If primitives were passed by reference, then any changes made to the parameter inside the method would directly modify the original variable. For example:

public void modifyPrimitiveByReference(int num) {
    num = 42;
}
int myNum = 10;
modifyPrimitiveByReference(myNum);
System.out.println(myNum); // 42 if Java were pass-by-reference, but actually prints 10

What about Objects? #

However, what if you are passing an object, like a List? Do modifications to the object inside the method affect the original object?

public void modifyList(List<String> list) {
    list.add("Next Item");
}

List<String> myList = new ArrayList<>();
myList.add("Initial Item");
modifyList(myList);
System.out.println(myList);

The answer is yes.

After the method call, the list does indeed have two items: ["Initial Item", "Next Item"], rather than just the one original item, ["Initial Item"]. This might seem like Java is passing objects by reference, but it is still pass-by-value.

When a variable is assigned to an object, the object is created in memory (the heap), and the variable holds a reference (or pointer) to that object, i.e. the location of the object in memory.

Java passes copies of object locations

When you pass the variable to a method, a copy of the reference (location) is made and is passed to the method. The parameter inside the method now holds a copy of the memory location of the object. So when a modification is made to the object via the parameter, the change occurs on the object in memory.

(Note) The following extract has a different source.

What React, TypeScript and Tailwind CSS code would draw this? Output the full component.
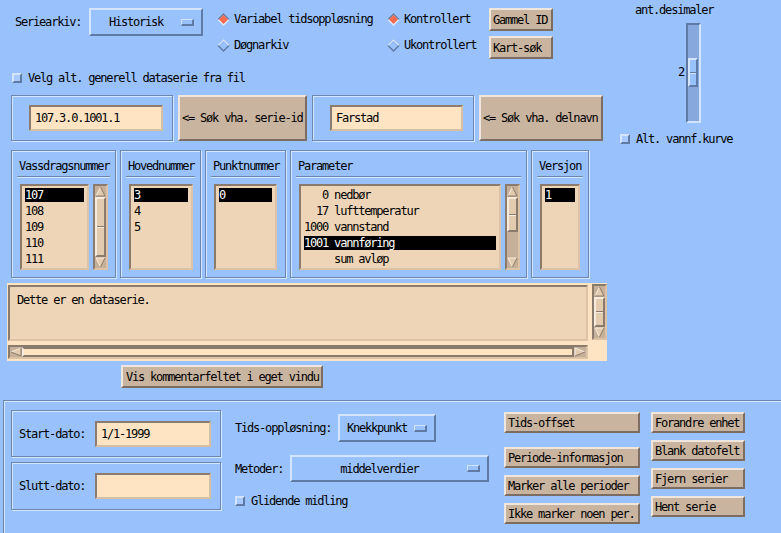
import React from "react";

const raisedTan =
  "border-2 border-t-[#efe7de] border-l-[#efe7de] border-r-[#7b6d61] border-b-[#7b6d61] bg-[#c9b49f]";
const raisedBlue =
  "border-2 border-t-[#d3e4ff] border-l-[#d3e4ff] border-r-[#5f7aa4] border-b-[#5f7aa4]";
const sunkenTan =
  "border-2 border-t-[#8b7b6d] border-l-[#8b7b6d] border-r-[#dcc3a6] border-b-[#dcc3a6]";

function Frame({ className, children }: { className: string; children?: React.ReactNode }) {
  return (
    <div className={"border border-[#6b86b1] shadow-[inset_1px_1px_0_#d5e6ff,1px_1px_0_#d5e6ff] " + className}>
      {children}
    </div>
  );
}

function Btn({ className, children }: { className: string; children: React.ReactNode }) {
  return (
    <div className={raisedTan + " flex items-center pl-[2px] whitespace-pre " + className}>{children}</div>
  );
}

function Field({ className, value }: { className: string; value?: string }) {
  return (
    <div className={"border-2 border-t-[#8a7c70] border-l-[#8a7c70] border-r-[#d9bfa2] border-b-[#d9bfa2] bg-[#ffe4c4] flex items-center pl-[4px] " + className}>
      {value}
    </div>
  );
}

function OptionMenu({ className, label }: { className: string; label: string }) {
  return (
    <div className={raisedBlue + " flex items-center " + className}>
      <span className="flex-1 text-center">{label}</span>
      <span className="w-[13px] h-[7px] mr-[7px] border-t border-l border-r-2 border-b-2 border-t-[#d3e4ff] border-l-[#d3e4ff] border-r-[#5f7aa4] border-b-[#5f7aa4]" />
    </div>
  );
}

function Radio({ on, label }: { on: boolean; label: string }) {
  return (
    <div className="flex items-center gap-[4px] h-[14px]">
      <svg width="13" height="13" viewBox="0 0 13 13" className="shrink-0">
        <polygon points="6.5,0 13,6.5 6.5,13 0,6.5" fill={on ? "#dbe9ff" : "#5f7aa4"} />
        <polygon points="0,6.5 6.5,0 13,6.5 11,6.5 6.5,2 2,6.5" fill={on ? "#5f7aa4" : "#dbe9ff"} />
        <polygon points="6.5,2 11,6.5 6.5,11 2,6.5" fill={on ? "#fa6a4e" : "#99c2fd"} />
      </svg>
      <span>{label}</span>
    </div>
  );
}

function Check({ label, className }: { label: string; className: string }) {
  return (
    <div className={"flex items-center gap-[6px] " + className}>
      <span className={raisedBlue + " w-[10px] h-[10px] bg-[#a8cafe]"} />
      <span>{label}</span>
    </div>
  );
}

function Arrow({ dir }: { dir: "up" | "down" | "left" | "right" }) {
  const light = "#f6ebdd";
  const dark = "#8b7b6d";
  if (dir === "up")
    return (
      <svg width="11" height="11" viewBox="0 0 11 11" className="shrink-0">
        <polygon points="5.5,1 10,10 1,10" fill="#e3cbb0" />
        <polyline points="1,10 5.5,1" stroke={light} fill="none" />
        <polyline points="5.5,1 10,10 1,10" stroke={dark} fill="none" />
      </svg>
    );
  if (dir === "down")
    return (
      <svg width="11" height="11" viewBox="0 0 11 11" className="shrink-0">
        <polygon points="1,1 10,1 5.5,10" fill="#e3cbb0" />
        <polyline points="5.5,10 1,1 10,1" stroke={light} fill="none" />
        <polyline points="10,1 5.5,10" stroke={dark} fill="none" />
      </svg>
    );
  if (dir === "left")
    return (
      <svg width="12" height="10" viewBox="0 0 12 10" className="shrink-0">
        <polygon points="1,5 11,1 11,9" fill="#e3cbb0" />
        <polyline points="11,1 1,5" stroke={light} fill="none" />
        <polyline points="1,5 11,9 11,1" stroke={dark} fill="none" />
      </svg>
    );
  return (
    <svg width="12" height="10" viewBox="0 0 12 10" className="shrink-0">
      <polygon points="1,1 11,5 1,9" fill="#e3cbb0" />
      <polyline points="1,9 1,1 11,5" stroke={light} fill="none" />
      <polyline points="11,5 1,9" stroke={dark} fill="none" />
    </svg>
  );
}

function VScroll({ className, thumb }: { className: string; thumb: string }) {
  return (
    <div className={sunkenTan + " flex flex-col items-center bg-[#c6b09a] " + className}>
      <Arrow dir="up" />
      <div className="flex-1 w-full flex flex-col">
        <div className={"w-full border-2 border-t-[#f6ebdd] border-l-[#f6ebdd] border-r-[#8b7b6d] border-b-[#8b7b6d] bg-[#e3cbb0] flex items-center justify-center " + thumb}>
          <span className="w-[7px] h-[2px] border-t border-b border-t-[#8b7b6d] border-b-[#f6ebdd]" />
        </div>
      </div>
      <Arrow dir="down" />
    </div>
  );
}

function ListBox({ className, rows, selected }: { className: string; rows: string[]; selected: number }) {
  return (
    <div className={sunkenTan + " bg-[#eed5b7] px-[3px] pt-[1px] overflow-hidden " + className}>
      {rows.map((row, i) => (
        <div key={i} className="h-[16px] flex items-center">
          <div className={"h-[14px] w-full whitespace-pre leading-[15px] " + (i === selected ? "bg-black text-white" : "")}>
            {row}
          </div>
        </div>
      ))}
    </div>
  );
}

function ListFrame({ className, title, children }: { className: string; title: string; children: React.ReactNode }) {
  return (
    <Frame className={"flex flex-col " + className}>
      <div className="pl-[7px] pt-[8px] h-[21px]">{title}</div>
      <div className="mx-[5px] mt-[4px] h-[2px] border-t border-b border-t-[#6b86b1] border-b-[#d5e6ff]" />
      <div className="flex gap-[4px] ml-[8px] mt-[6px]">{children}</div>
    </Frame>
  );
}

export default function App() {
  return (
    <div className="w-[781px] h-[533px] overflow-hidden flex flex-col bg-[#99c2fd] text-black text-[12px] leading-[14px] tracking-[-1.2px] font-['DejaVu_Sans_Mono',monospace]">
      {/* top area */}
      <div className="flex h-[150px] shrink-0">
        <div className="w-[610px] shrink-0">
          <div className="flex h-[66px] pt-[8px]">
            <div className="w-[89px] pl-[15px] h-[28px] flex items-center">Seriearkiv:</div>
            <OptionMenu className="w-[114px] h-[28px]" label="Historisk" />
            <div className="ml-[14px] w-[170px] pt-[4px] flex flex-col gap-[12px]">
              <Radio on label="Variabel tidsoppløsning" />
              <Radio on={false} label="Døgnarkiv" />
            </div>
            <div className="w-[102px] pt-[4px] flex flex-col gap-[12px]">
              <Radio on label="Kontrollert" />
              <Radio on={false} label="Ukontrollert" />
            </div>
            <div className="flex flex-col gap-[5px]">
              <Btn className="w-[64px] h-[23px]">Gammel ID</Btn>
              <Btn className="w-[64px] h-[23px]">Kart-søk</Btn>
            </div>
          </div>
          <Check className="ml-[12px] mt-[7px] h-[10px]" label="Velg alt. generell dataserie fra fil" />
          <div className="flex ml-[11px] mt-[12px] h-[46px] gap-[5px]">
            <Frame className="w-[162px] flex items-center pl-[17px]">
              <Field className="w-[134px] h-[26px]" value="107.3.0.1001.1" />
            </Frame>
            <Btn className="w-[129px]">{"<= Søk vha. serie-id"}</Btn>
            <Frame className="w-[162px] flex items-center pl-[17px]">
              <Field className="w-[133px] h-[26px]" value="Farstad" />
            </Frame>
            <Btn className="w-[124px]">{"<= Søk vha. delnavn"}</Btn>
          </div>
        </div>
        <div className="w-[171px] flex flex-col pt-[3px]">
          <div className="pl-[25px]">ant.desimaler</div>
          <div className="flex ml-[66px] mt-[6px]">
            <div className="w-[10px] pr-[2px] pt-[42px] text-right">2</div>
            <div className="w-[15px] h-[100px] border-2 border-t-[#5f7aa4] border-l-[#5f7aa4] border-r-[#d3e4ff] border-b-[#d3e4ff] bg-[#86a8dc]">
              <div className={raisedBlue + " w-[10px] h-[29px] mt-[33px] bg-[#99c2fd] flex items-center"}>
                <span className="w-full h-[2px] border-t border-b border-t-[#5f7aa4] border-b-[#d3e4ff]" />
              </div>
            </div>
          </div>
          <Check className="ml-[10px] mt-[11px] h-[10px]" label="Alt. vannf.kurve" />
        </div>
      </div>

      {/* lists */}
      <div className="flex ml-[11px] gap-[4px] h-[128px] shrink-0">
        <ListFrame className="w-[105px]" title="Vassdragsnummer">
          <ListBox className="w-[69px] h-[86px]" rows={["107", "108", "109", "110", "111"]} selected={0} />
          <VScroll className="w-[15px] h-[86px]" thumb="flex-1" />
        </ListFrame>
        <ListFrame className="w-[81px]" title="Hovednummer">
          <ListBox className="w-[64px] h-[86px]" rows={["3", "4", "5"]} selected={0} />
        </ListFrame>
        <ListFrame className="w-[81px]" title="Punktnummer">
          <ListBox className="w-[63px] h-[86px]" rows={["0"]} selected={0} />
        </ListFrame>
        <ListFrame className="w-[237px]" title="Parameter">
          <ListBox
            className="w-[202px] h-[86px]"
            rows={["   0 nedbør", "  17 lufttemperatur", "1000 vannstand", "1001 vannføring", "     sum avløp"]}
            selected={3}
          />
          <VScroll className="w-[15px] h-[86px]" thumb="h-[35px]" />
        </ListFrame>
        <ListFrame className="w-[58px]" title="Versjon">
          <ListBox className="w-[40px] h-[86px]" rows={["1"]} selected={0} />
        </ListFrame>
      </div>

      {/* comment */}
      <div className="ml-[7px] mt-[5px] w-[600px] h-[78px] shrink-0 bg-[#ffe4c4] pt-[2px] pl-[1px]">
        <div className="flex gap-[4px]">
          <div className={sunkenTan + " w-[580px] h-[56px] bg-[#eed5b7] px-[7px] pt-[6px]"}>Dette er en dataserie.</div>
          <VScroll className="w-[15px] h-[56px] -mt-[1px]" thumb="flex-1" />
        </div>
        <div className={sunkenTan + " mt-[4px] w-[580px] h-[14px] bg-[#c6b09a] flex items-center"}>
          <Arrow dir="left" />
          <div className="flex-1 h-full border-2 border-t-[#8b7b6d] border-l-[#f6ebdd] border-r-[#8b7b6d] border-b-[#8b7b6d] bg-[#ffe4c4]" />
          <Arrow dir="right" />
        </div>
      </div>

      <Btn className="ml-[121px] mt-[4px] w-[202px] h-[23px] shrink-0 pl-[3px]">Vis kommentarfeltet i eget vindu</Btn>

      {/* bottom */}
      <div className="ml-[3px] mt-[12px] flex-1 border-t border-l border-[#6b86b1] shadow-[inset_1px_1px_0_#d5e6ff] flex pl-[7px] pt-[9px]">
        <div className="flex flex-col gap-[5px]">
          <Frame className="w-[210px] h-[47px] flex items-center pl-[7px]">
            <div className="w-[76px]">Start-dato:</div>
            <Field className="w-[116px] h-[26px] pl-[3px]" value="1/1-1999" />
          </Frame>
          <Frame className="w-[210px] h-[48px] flex items-center pl-[7px]">
            <div className="w-[76px]">Slutt-dato:</div>
            <Field className="w-[116px] h-[26px]" />
          </Frame>
        </div>
        <div className="ml-[14px] w-[269px] pt-[4px] flex flex-col">
          <div className="flex items-center h-[28px]">
            <div className="w-[103px]">Tids-oppløsning:</div>
            <OptionMenu className="w-[98px] h-[28px]" label="Knekkpunkt" />
          </div>
          <div className="flex items-center h-[27px] mt-[13px]">
            <div className="w-[55px]">Metoder:</div>
            <OptionMenu className="w-[199px] h-[27px]" label="middelverdier" />
          </div>
          <Check className="mt-[14px] h-[10px] gap-[5px]" label="Glidende midling" />
        </div>
        <div className="w-[136px] pt-[2px] flex flex-col">
          <Btn className="h-[21px]">Tids-offset</Btn>
          <Btn className="h-[21px] mt-[14px]">Periode-informasjon</Btn>
          <Btn className="h-[21px] mt-[7px]">Marker alle perioder</Btn>
          <Btn className="h-[21px] mt-[7px]">Ikke marker noen per.</Btn>
        </div>
        <div className="ml-[11px] w-[94px] pt-[2px] flex flex-col gap-[7px]">
          <Btn className="h-[21px]">Forandre enhet</Btn>
          <Btn className="h-[21px]">Blank datofelt</Btn>
          <Btn className="h-[21px]">Fjern serier</Btn>
          <Btn className="h-[21px]">Hent serie</Btn>
        </div>
      </div>
    </div>
  );
}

When control returns to the calling method, the original variable still holds the same reference (location) to the object in memory that was modified by the method.

Reassigning Object Parameters #

If you reassign the parameter to a new object inside the method, the original variable outside the method remains unchanged because it still points to the original object in memory.

public void reassignList(List<String> list) {
    list = new ArrayList<>(); // Reassign to a new object
    list.add("First Item");
}

List<String> myList = new ArrayList<>();
myList.add("Initial Item");
reassignList(myList);
System.out.println(myList); // Still prints ["Initial Item"]

Overcome with Return Values

If you want to reassign an object parameter and have that change reflected outside the method, you can return the new object from the method and assign it to the original variable.

public List<String> reassignList(List<String> list) {
    list = new ArrayList<>(); // Reassign to a new object
    list.add("First Item");
    return list;
}

List<String> myList = new ArrayList<>();
myList.add("Initial Item");
myList = reassignList(myList);
System.out.println(myList); // Now prints ["First Item"]

Immutable Objects #

Immutable objects, like String and wrapper classes (Integer, Double, etc.), cannot change their state after they are created. When you modify an immutable object, a new object is created in memory, and the reference is updated to point to this new object. The original object remains unchanged.

public void modifyString(String str) {
    str = str + " World"; // Creates a new String object
}

String myString = "Hello";
modifyString(myString);
System.out.println(myString); // Still prints "Hello"

Overcome with Mutable Objects

If you do want to have methods modify string-like objects, use a mutable object, like StringBuilder.

The final Keyword #

Many developers assume that using the final keyword on method parameters will stop modifications to the object. However, final only prevents reassignment of the parameter itself; it does not prevent modifications to the object’s state.

public void modifyFinalList(final List<String> list) {
    list.add("New Item"); // Allowed, modifies the object
    list = new ArrayList<>(); // Not allowed, cannot reassign final parameter
}

Summary #

Java is always pass-by-value.

If there is one thing you should always remember for Java, it is that Java is always pass-by-value.

The confusion arises when passing objects, because what is passed is a copy of the reference (location) to the object in memory. This allows methods to modify the state of the object, but reassigning the parameter to a new object does not affect the original variable outside the method.

Keep this distinction in mind when working with methods and parameters in Java to avoid hard-to-track errors in your code.